Konecranes is a world-leading group of Lifting Businesses™, serving a broad
range of customers, including manufacturing and process industries, shipyards,
ports and terminals. Konecranes provides productivity-enhancing lifting
solutions as well as services for lifting equipment and machine tools of all
makes. In 2014, Group sales totaled EUR 2,011 million. The Group has 11,900
employees at 600 locations in 48 countries. Konecranes is listed on Nasdaq
Helsinki (symbol: KCR1V). 


DISTRIBUTION
Nasdaq Helsinki
Major media
www.konecranes.com


Forward Looking Statements

This document contains forward-looking statements regarding future events,
including statements regarding Terex or Konecranes, the consent solicitation,
consummation of the Merger and the intended guarantee by Konecranes of the
Terex Notes. These statements involve risks and uncertainties that may cause
results to differ materially from those set forth in the statements. When
included in this document, the words “may,” “expects,” “intends,”
“anticipates,” “plans,” “projects,” “estimates” and the negatives thereof and
analogous or similar expressions are intended to identify forward-looking
statements.

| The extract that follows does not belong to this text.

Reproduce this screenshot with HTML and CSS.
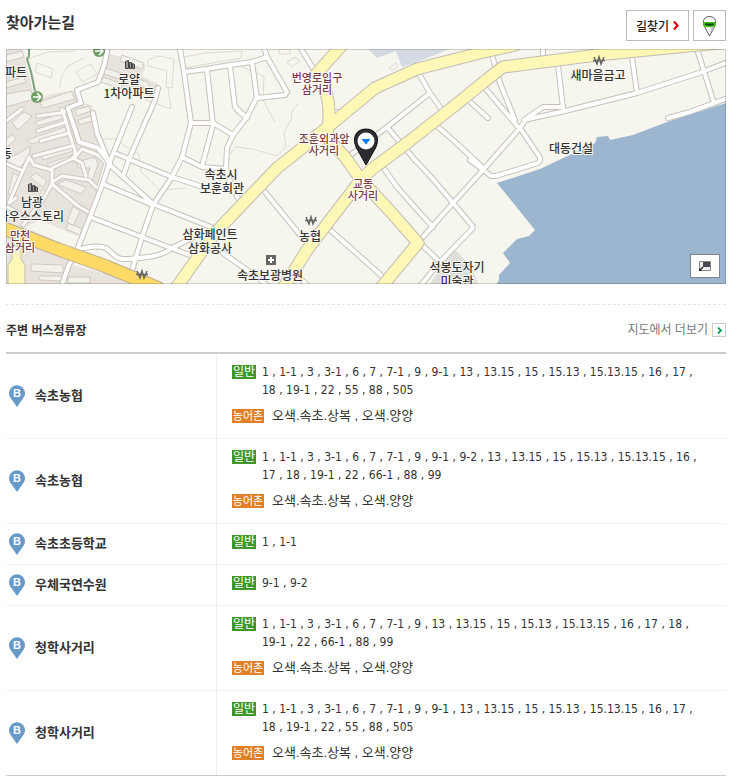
FILE: index.html
```html
<!DOCTYPE html>
<html lang="ko">
<head>
<meta charset="utf-8">
<meta name="viewport" content="width=device-width, initial-scale=1">
<title>찾아가는길</title>
<link rel="stylesheet" href="styles.css">
</head>
<body>
<main>
<section class="directions">
  <header class="directions-head">
    <h2>찾아가는길</h2>
    <div class="tools">
      <a class="tool route" href="#route">길찾기
        <svg width="6" height="9" viewBox="0 0 6 9" aria-hidden="true"><path d="M1 .5 4.5 4.5 1 8.500" fill="none" stroke="#f00000" stroke-width="2.200"/></svg>
      </a>
      <button class="tool street" type="button" aria-label="거리뷰">
        <svg width="15" height="22" viewBox="0 0 15 22" aria-hidden="true">
          <path d="M7.500 21 2 10.500C0 5 3 1.500 7.500 1.500S15 5 13 10.500Z" fill="#fff" stroke="#555" stroke-width="1"/>
          <path d="M8 19 9 12h3Z" fill="#ccc"/>
          <path d="M1.500 7h12v4.500q-6 1.500-12 0Z" fill="#3fc514"/>
          <path d="M3 8.500h9v1.500q-4.500 1.500-9 0Z" fill="#143c10"/>
        </svg>
      </button>
    </div>
  </header>

  <div class="map">
    <svg class="map-canvas" viewBox="6 49 720 235" preserveAspectRatio="xMidYMid slice" role="img" aria-label="약도">
      <defs>
        <g id="streets">
          <path d="M180 49 184 72 191 123 182 157 172 177 153 205 142 237 130 277"/>
          <path d="M184 72 207 69 230 65 252 62 267 57 287 92 285 95 257 98 252 62M264 47 267 57"/>
          <path d="M257 97 247 117 233 135 227 148 226 168 232 188 241 203M238 111 247 118 235 107 230 66"/>
          <path d="M207 70 213 125 202 166M191 123H213L233 135M182 157 202 167 226 169"/>
          <path d="M117 154 143 165 172 177 203 187"/>
          <path d="M132 107 109 164 103 183 90 217 77 250 68 267 62 285M158 88 155 100 130 157 123 176"/>
          <path d="M93 113 97 133 110 165 153 204 216 229M103 184 153 205M90 217 142 237 195 257"/>
          <path d="M77 250Q96 244 106 248C113 253 116 260 126 259 139 258 160 258 172 248L192 238"/>
          <path d="M108 47 104 66 98 82 77 90 81 103 68 108 79 142 98 148 110 164"/>
          <path d="M265 192 300 235M223 253 257 277 269 287M294 272 308 286M328 228 383 277"/>
          <path d="M385 170 397 187 420 213 433 227M415 160 432 178 453 203 470 223Q475 227 471 230L440 262 421 285"/>
          <path d="M387 127 415 160M348 157 387 127 430 93M418 72 430 93 442 110M300 47 317 75M333 112H342"/>
          <path d="M438 127 453 140 482 167M470 160 491 176H496L538 163Q542 160 539 156L520 128 483 170 453 203 423 237M423 246 440 262"/>
          <path d="M485 88 518 127M492 55 500 83 515 120M468 100 488 118M558 65 563 108"/>
          <path d="M520 128 527 118 543 107H563M524 120 565 111 637 93 702 72 728 62"/>
          <path d="M632 57 637 93M697 49 713 100M668 118 690 112 728 98M543 49V54"/>
        </g>
        <g id="lanes">
          <path d="M62 109 73 145Q78 155 72 159L52 168M69 133 41 141M72 146 34 156M66 122 38 131M68 110 60 113 38 116"/>
          <path d="M75 157 82 149 98 155 107 164M73 158 82 163 86 176M105 166 98 190M16 198 9 203 29 157 34 165 52 170 52 184 78 206 90 213M52 182 62 176 89 180 96 187M52 184 42 201 23 225M29 158 23 171 7 164M7 207 24 216M6 121 22 109"/>
        </g>
        <g id="avenues">
          <path d="M730 42 657 49 597 55 503 67 490 77 453 107 407 143 372 169 360 181 330 220 307 250 284 287"/>
          <path d="M515 45 480 53 417 69 375 88 335 121 306 145 277 168 215 233 176 288"/>
          <path d="M345 42 317 73Q329 92 329 112T326 137L345 157 362 181 390 211 418 243 379 290"/>
        </g>
        <path id="highway" d="M0 227 60 250 105 266 158 288"/>
      </defs>
      <rect x="6" y="49" width="720" height="235" fill="#f6f5ee"/>
      <path d="M6 49H22L34 90 43 97 75 87 82 103 92 105 98 150 108 165 77 250 60 285H6Z" fill="#e8e3dd"/>
      <path d="M60 262 110 275 130 285H60Z" fill="#e8e3dd"/>
      <path d="M108 53 146 65 142 76 158 84 151 97 101 82Z" fill="#e8e3dd"/>
      <path d="M23 49H106L98 81 76 90 65 92 34 96Z" fill="#f6f5ee"/>
      <path d="M368 49 377 58 396 51 402 67 417 62 450 49Z" fill="#d4dae4"/>
      <path d="M455 250 471 266 478 284H430L443 264Z" fill="#dde0d8"/>
      <path d="M40 220 80 237 74 249 25 227Z" fill="#f6f5ee"/>
      <g class="outlines">
        <path d="M28 59 48 52 75 51M60 87 61 78 68 66 84 58M158 88 146 100 171 109 168 87M240 66 264 76 263 100 275 122M298 104Q291 108 291 120L284 132 286 147 277 156 252 149 236 147 230 154M98 139 117 139 124 146 139 154 141 172 160 190 187 188"/>
        <path d="M37 63 53 69 51 78 35 72ZM76 72 90 64 97 74 82 82ZM148 60 158 56 174 59 172 88 166 87 167 71 148 66ZM184 57 205 53 242 51 241 58 207 64 185 68ZM279 49H290V54H279ZM287 62 295 57 300 61 291 67ZM389 68 396 63 398 67 392 71Z"/>
      </g>
      <g class="buildings">
        <path d="M6 55 22 51 24 57 6 62ZM6 82 24 77 26 82 6 88ZM6 94 30 90 35 99 6 107ZM12 123 24 112 32 116 18 130ZM6 139 13 134 16 139 6 148ZM40 102 71 91 75 99 43 108ZM35 122 63 113 65 118 38 126ZM27 140 65 127 67 132 32 144ZM41 153 72 144 73 151 43 160ZM47 164 72 155 73 160 50 168Z"/>
        <path d="M75 110 89 106 91 111 77 116ZM78 120 91 116 92 121 79 125ZM105 68 148 82 150 89 104 74ZM122 55 144 63 142 69 120 61ZM103 77 123 84 121 89 101 82ZM76 162 95 157 98 164 91 184 86 181 90 168 79 168ZM30 177 36 173 47 181 43 187ZM57 184 66 180 86 187 81 194ZM73 206 80 211 73 226 67 222ZM43 189 48 192 39 207 34 204ZM68 223 82 229 80 235 66 229ZM6 160 21 152 31 146 28 158 19 169ZM13 173 22 178 13 198 8 194Z"/>
        <path d="M31 264 63 265V273L31 271ZM39 276 62 276V281L39 280ZM68 277 90 277V283H68Z"/>
      </g>
      <use href="#lanes" class="lane-edge"/><use href="#lanes" class="lane"/>
      <use href="#streets" class="street-edge"/><use href="#streets" class="street-fill"/>
      <use href="#avenues" class="avenue-edge"/><use href="#avenues" class="avenue"/>
      <path d="M12 246H21V259L25 265V286H8V265L12 259Z" fill="#fdf8b5" stroke="#c3bdb4"/>
      <use href="#highway" class="highway-edge"/><use href="#highway" class="highway"/>
      <path d="M726 103 667 122 633 135 610 140 608 136 597 137 595 143 540 169 497 183 535 230 529 236 517 239 503 253 510 263 499 275 499 280 496 285H726Z" fill="#9db6cf"/>
      <path d="M29 49V56L27 59 31 72 35 91" fill="none" stroke="#7da27d" stroke-width="2"/>
      <g fill="#739c68"><circle cx="37" cy="97" r="6"/><circle cx="99" cy="51" r="6"/></g>
      <path d="M33 97H40M37 93 41 97 37 101M95 51H102M99 47 103 51 99 55" fill="none" stroke="#fff" stroke-width="1.500"/>

      <g fill="#999" stroke="#444">
        <path d="M125.500 68.500V61.500L128.500 60.500V68.500ZM129.500 68.500V62.500H131.500V68.500ZM132.500 68.500V63.500L134.500 64.500V68.500Z"/>
        <path d="M28.500 191.500V184.500L31.500 183.500V191.500ZM32.500 191.500V185.500H34.500V191.500ZM35.500 191.500V186.500L37.500 187.500V191.500Z"/>
      </g>
      <g fill="none" stroke="#666" stroke-width="1.500">
        <path d="M594 57 597 64 599 57 601 64 604 57M593 60.500H605"/>
        <path d="M306 217 309 224 311 217 313 224 316 217M305 220.500H317"/>
        <path d="M137 271 140 278 142 271 144 278 147 271M136 274.500H148"/>
      </g>
      <rect x="266" y="255" width="10" height="10" fill="#666"/>
      <path d="M271 257V263M268 260H274" stroke="#fff" stroke-width="2"/>

      <g class="place">
        <text x="27" y="77" class="flush">파트</text>
        <text x="12" y="158" class="flush">동</text>
        <text x="129" y="84">로얄</text><text x="129" y="98">1차아파트</text>
        <text x="32" y="207">남광</text>
        <text x="64" y="221" class="flush">하우스스토리</text>
        <text x="221" y="179">속초시</text><text x="222" y="193">보훈회관</text>
        <text x="210" y="239">삼화페인트</text><text x="210" y="253">삼화공사</text>
        <text x="310" y="241">농협</text>
        <text x="270" y="280">속초보광병원</text>
        <text x="598" y="80">새마을금고</text>
        <text x="571" y="153">대동건설</text>
        <text x="457" y="272">석봉도자기</text><text x="457" y="286">미술관</text>
      </g>
      <g class="crossing">
        <text x="317" y="82">번영로입구</text><text x="317" y="94">삼거리</text>
        <text x="324" y="143">조훈외과앞</text><text x="324" y="155">사거리</text>
        <text x="363" y="188">교동</text><text x="363" y="200">사거리</text>
        <text x="20" y="240">만천</text><text x="20" y="252">삼거리</text>
      </g>
      <path d="M366 165 356.500 148C352 139 355 129 366 129S380 139 375.500 148Z" fill="#2b2d30" stroke="#111"/>
      <circle cx="366" cy="141" r="8.500" fill="#fff"/>
      <path d="M361.500 139H370.500L366 144.500Z" fill="#087cf5"/>
    </svg>
    <button class="minimap" type="button" aria-label="작은 지도 열기">
      <svg width="12" height="10" viewBox="0 0 12 10" aria-hidden="true"><path d="M.5.5H11.500V9.500H.5Z" fill="#eee" stroke="#888"/><path d="M4 1H11V6H4Z" fill="#44484f"/><path d="M0 10V7L1 8 3.500 5.500 4.500 6.500 2 9 3 10Z" fill="#222"/></svg>
    </button>
  </div>
</section>

<section class="stops">
  <header class="stops-head">
    <h3>주변 버스정류장</h3>
    <a class="more" href="#map">지도에서 더보기
      <span class="more-box"><svg width="5" height="7" viewBox="0 0 5 7" aria-hidden="true"><path d="M1 .5 4 3.500 1 6.500" fill="none" stroke="#009f4b" stroke-width="1.800"/></svg></span>
    </a>
  </header>
  <svg class="symbols" aria-hidden="true"><symbol id="stop-pin" viewBox="0 0 16 22"><path d="M8 22 2 13.500A8 8 0 1 1 14 13.500Z" fill="#6799c9"/><text x="8" y="12" class="pin-letter">B</text></symbol></svg>
  <table>
    <tbody>
      <tr>
        <th scope="row"><span class="stop"><svg class="pin"><use href="#stop-pin"/></svg>속초농협</span></th>
        <td>
          <div class="line"><span class="badge">일반</span><span class="routes">1&nbsp;, 1-1&nbsp;, 3&nbsp;, 3-1&nbsp;, 6&nbsp;, 7&nbsp;, 7-1&nbsp;, 9&nbsp;, 9-1&nbsp;, 13&nbsp;, 13.15&nbsp;, 15&nbsp;, 15.13&nbsp;, 15.13.15&nbsp;, 16&nbsp;, 17&nbsp;, 18&nbsp;, 19-1&nbsp;, 22&nbsp;, 55&nbsp;, 88&nbsp;, 505</span></div>
          <div class="line rural"><span class="badge">농어촌</span><span>오색.속초.상복 , 오색.양양</span></div>
        </td>
      </tr>
      <tr>
        <th scope="row"><span class="stop"><svg class="pin"><use href="#stop-pin"/></svg>속초농협</span></th>
        <td>
          <div class="line"><span class="badge">일반</span><span class="routes">1&nbsp;, 1-1&nbsp;, 3&nbsp;, 3-1&nbsp;, 6&nbsp;, 7&nbsp;, 7-1&nbsp;, 9&nbsp;, 9-1&nbsp;, 9-2&nbsp;, 13&nbsp;, 13.15&nbsp;, 15&nbsp;, 15.13&nbsp;, 15.13.15&nbsp;, 16&nbsp;, 17&nbsp;, 18&nbsp;, 19-1&nbsp;, 22&nbsp;, 66-1&nbsp;, 88&nbsp;, 99</span></div>
          <div class="line rural"><span class="badge">농어촌</span><span>오색.속초.상복 , 오색.양양</span></div>
        </td>
      </tr>
      <tr>
        <th scope="row"><span class="stop"><svg class="pin"><use href="#stop-pin"/></svg>속초초등학교</span></th>
        <td><div class="line"><span class="badge">일반</span><span class="routes">1&nbsp;, 1-1</span></div></td>
      </tr>
      <tr>
        <th scope="row"><span class="stop"><svg class="pin"><use href="#stop-pin"/></svg>우체국연수원</span></th>
        <td><div class="line"><span class="badge">일반</span><span class="routes">9-1&nbsp;, 9-2</span></div></td>
      </tr>
      <tr>
        <th scope="row"><span class="stop"><svg class="pin"><use href="#stop-pin"/></svg>청학사거리</span></th>
        <td>
          <div class="line"><span class="badge">일반</span><span class="routes">1&nbsp;, 1-1&nbsp;, 3&nbsp;, 3-1&nbsp;, 6&nbsp;, 7&nbsp;, 7-1&nbsp;, 9&nbsp;, 13&nbsp;, 13.15&nbsp;, 15&nbsp;, 15.13&nbsp;, 15.13.15&nbsp;, 16&nbsp;, 17&nbsp;, 18&nbsp;, 19-1&nbsp;, 22&nbsp;, 66-1&nbsp;, 88&nbsp;, 99</span></div>
          <div class="line rural"><span class="badge">농어촌</span><span>오색.속초.상복 , 오색.양양</span></div>
        </td>
      </tr>
      <tr>
        <th scope="row"><span class="stop"><svg class="pin"><use href="#stop-pin"/></svg>청학사거리</span></th>
        <td>
          <div class="line"><span class="badge">일반</span><span class="routes">1&nbsp;, 1-1&nbsp;, 3&nbsp;, 3-1&nbsp;, 6&nbsp;, 7&nbsp;, 7-1&nbsp;, 9&nbsp;, 9-1&nbsp;, 13&nbsp;, 13.15&nbsp;, 15&nbsp;, 15.13&nbsp;, 15.13.15&nbsp;, 16&nbsp;, 17&nbsp;, 18&nbsp;, 19-1&nbsp;, 22&nbsp;, 55&nbsp;, 88&nbsp;, 505</span></div>
          <div class="line rural"><span class="badge">농어촌</span><span>오색.속초.상복 , 오색.양양</span></div>
        </td>
      </tr>
    </tbody>
  </table>
</section>
</main>
</body>
</html>
```
FILE: styles.css
```css
* { box-sizing: border-box; }
body {
  margin: 0;
  background: #fff;
  color: #333;
  font: 12px/18px "Liberation Sans", "Noto Sans CJK KR", sans-serif;
}
main { padding: 10px 11px 5px 6px; }
h2, h3 { margin: 0; color: #333; font-family: "Noto Sans CJK KR", sans-serif; font-weight: 700; }
h2 { font-size: 15px; line-height: 24px; }
h3 { font-size: 12px; }
a { color: inherit; text-decoration: none; }

.directions { padding-bottom: 20px; border-bottom: 1px dashed #e5e5e5; }
.directions-head { display: flex; justify-content: space-between; margin-bottom: 8px; }
.tools { display: flex; gap: 4px; }
.tool {
  display: flex;
  align-items: center;
  justify-content: center;
  height: 31px;
  padding: 0;
  border: 1px solid #bbb;
  background: #fff;
}
.route { gap: 4px; width: 63px; color: #222; font-family: "Noto Sans CJK KR", sans-serif; font-weight: 500; }
.street { width: 33px; }

.map { position: relative; height: 235px; overflow: hidden; }
.map::after {
  content: "";
  position: absolute;
  inset: 0;
  border: 1px solid rgba(0, 0, 0, 0.16);
  pointer-events: none;
}
.map-canvas { display: block; width: 100%; height: 100%; }
.map-canvas text {
  font-family: "Noto Sans CJK KR", sans-serif;
  font-weight: 500;
  stroke-width: 2px;
  stroke-linejoin: round;
  paint-order: stroke;
}
.place { font-size: 12px; fill: #333; stroke: #f8f7f2; text-anchor: middle; }
.place .flush { text-anchor: end; }
.crossing { font-size: 11px; fill: #7a3b40; stroke: #fff; text-anchor: middle; }
.outlines { fill: none; stroke: #dedbd1; }
.buildings { fill: #f3f1eb; stroke: #d0cac2; }
.lane-edge, .lane, .street-edge, .street-fill, .avenue-edge, .avenue, .highway-edge, .highway {
  fill: none;
  stroke-linecap: round;
  stroke-linejoin: round;
}
.lane-edge { stroke: #cdc7bf; stroke-width: 5px; }
.lane { stroke: #fcfbf9; stroke-width: 3px; }
.street-edge { stroke: #c6c1bb; stroke-width: 6px; }
.street-fill { stroke: #fff; stroke-width: 4px; }
.avenue-edge { stroke: #c3bdb4; stroke-width: 13px; }
.avenue { stroke: #fdf8b5; stroke-width: 11px; }
.highway-edge { stroke: #b9ad90; stroke-width: 14px; }
.highway { stroke: #ffda66; stroke-width: 12px; }
.minimap {
  position: absolute;
  right: 6px;
  bottom: 6px;
  display: flex;
  align-items: center;
  justify-content: center;
  width: 30px;
  height: 24px;
  padding: 0;
  border: 1px solid #7d8591;
  background: #fff;
}

.stops-head {
  display: flex;
  align-items: center;
  justify-content: space-between;
  padding: 16px 0 13px;
  border-bottom: 2px solid #ccc;
}
.more { display: flex; align-items: center; gap: 4px; color: #777; }
.more-box {
  display: flex;
  align-items: center;
  justify-content: center;
  width: 14px;
  height: 14px;
  border: 1px solid #ccc;
}
.symbols { position: absolute; width: 0; height: 0; }
.pin-letter { fill: #fff; font: 700 11px "Liberation Sans", sans-serif; text-anchor: middle; }

table { width: 100%; border-collapse: separate; border-spacing: 0; border-bottom: 1px solid #ccc; }
th, td { border-bottom: 1px solid #f2f2f2; }
tr:last-child > * { border-bottom: 0; }
th { width: 211px; padding: 0 3px; border-right: 1px solid #f0f0f0; text-align: left; vertical-align: middle; }
td { padding: 9px 24px 13px 15px; vertical-align: top; }
.stop { display: flex; align-items: center; gap: 10px; font-size: 13px; }
.pin { width: 16px; height: 22px; }
.line { display: flex; align-items: flex-start; gap: 6px; }
.routes { font-family: "DejaVu Sans Condensed", "Liberation Sans", sans-serif; }
.rural { gap: 8px; margin-top: 8px; font-size: 13px; }
.badge {
  flex: none;
  width: 24px;
  height: 14px;
  margin-top: 2px;
  background: #40962a;
  color: #fff;
  font-size: 12px;
  line-height: 14px;
  text-align: center;
}
.rural .badge { width: 32px; background: #e08029; font-size: 11px; }
```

However, the absence of these words does not mean that the
statement is not forward-looking. Terex and Konecranes have based these
forward-looking statements on current expectations and projections about future
events. These statements are not guarantees of future performance. 

Because forward-looking statements involve risks and uncertainties, actual
results could differ materially. Such risks and uncertainties, many of which
are beyond the control of Terex and Konecranes, include among others: changed
market conditions, the conditions for completing the Merger, the participation
of and level of participation by the holders of Notes in the consent
solicitation, and other factors, risks and uncertainties that are more
specifically set forth in Terex' public filings with the SEC and Konecranes'
annual and interim reports. Each of Terex and Konecranes disclaim any
obligation to update the forward-looking statements contained herein. 

IMPORTANT ADDITIONAL INFORMATION

This document relates to the proposed merger of Terex and Konecranes, through
which all of Terex' common stock will be exchanged for Konecranes ordinary
shares (or American depositary shares, if required). This document is for
informational purposes only and does not constitute an offer to purchase or
exchange, or a solicitation of an offer to sell or exchange, all of common
stock of Terex, nor is it a substitute for the Preliminary Prospectus included
in the Registration Statement on Form F-4 (the “Registration Statement”) to be
filed by Konecranes with the SEC, the Prospectus / Proxy to be filed by Terex
with the SEC, the listing prospectus of Konecranes to be filed by Konecranes
with the Finnish Financial Supervisory Authority (and as amended and
supplemented from time to time, the “Merger Documents”). No offering of
securities shall be made in the United States except by means a prospectus
meeting the requirements of Section 10 of the U.S. Securities Act of 1933. 

INVESTORS AND SECURITY HOLDERS ARE URGED TO READ THE MERGER DOCUMENTS AND ALL
OTHER RELEVANT DOCUMENTS THAT KONECRANES OR TEREX HAS FILED OR MAY FILE WITH
THE SEC, NASDAQ HELSINKI OR FINNISH FINANCIAL SUPERVISORY AUTHORITY WHEN THEY
BECOME AVAILABLE BECAUSE THEY CONTAIN OR WILL CONTAIN IMPORTANT INFORMATION
THAT INVESTORS AND SECURITY HOLDERS SHOULD CONSIDER BEFORE MAKING ANY DECISION
REGARDING THE PROPOSED MERGER. 

The information contained in this document must not be published, released or
distributed, directly or indirectly, in any jurisdiction where the publication,
release or distribution of such information is restricted by laws or
regulations. Therefore, persons in such jurisdictions into which these
materials are published, released or distributed must inform themselves about
and comply with such laws or regulations. Konecranes and Terex do not accept
any responsibility for any violation by any person of any such restrictions.
The Merger Documents and other documents referred to above, if filed or
furnished by Konecranes or Terex with the SEC, as applicable, will be available
free of charge at the SEC's website (www.sec.gov) or by writing to Anna-Mari
Kautto, Investor Relations Assistant, Konecranes Plc, P.O. Box 661, FI-05801
Hyvinkää, Finland or Elizabeth Gaal Investor Relations Associate, Terex, 200
Nyala Farm Road, Westport, CT 06880, USA. 

Konecranes and Terex and their respective directors, executive officers and
employees and other persons may be deemed to be participants in the
solicitation of proxies in respect of the transaction. Information regarding
Konecranes' directors and executive officers is available in Konecranes' annual
report for fiscal year 2014 at www.konecranes.com. Information about Terex'
directors and executive officers and their ownership of Terex ordinary shares
is available in its Schedule 14A filed with the SEC on April 1, 2015. Other
information regarding the interests of such individuals as well as information
regarding Konecranes' and Terex' directors and officers will be available in
the proxy statement/prospectus when it becomes available. These documents can
be obtained free of charge from the sources indicated above.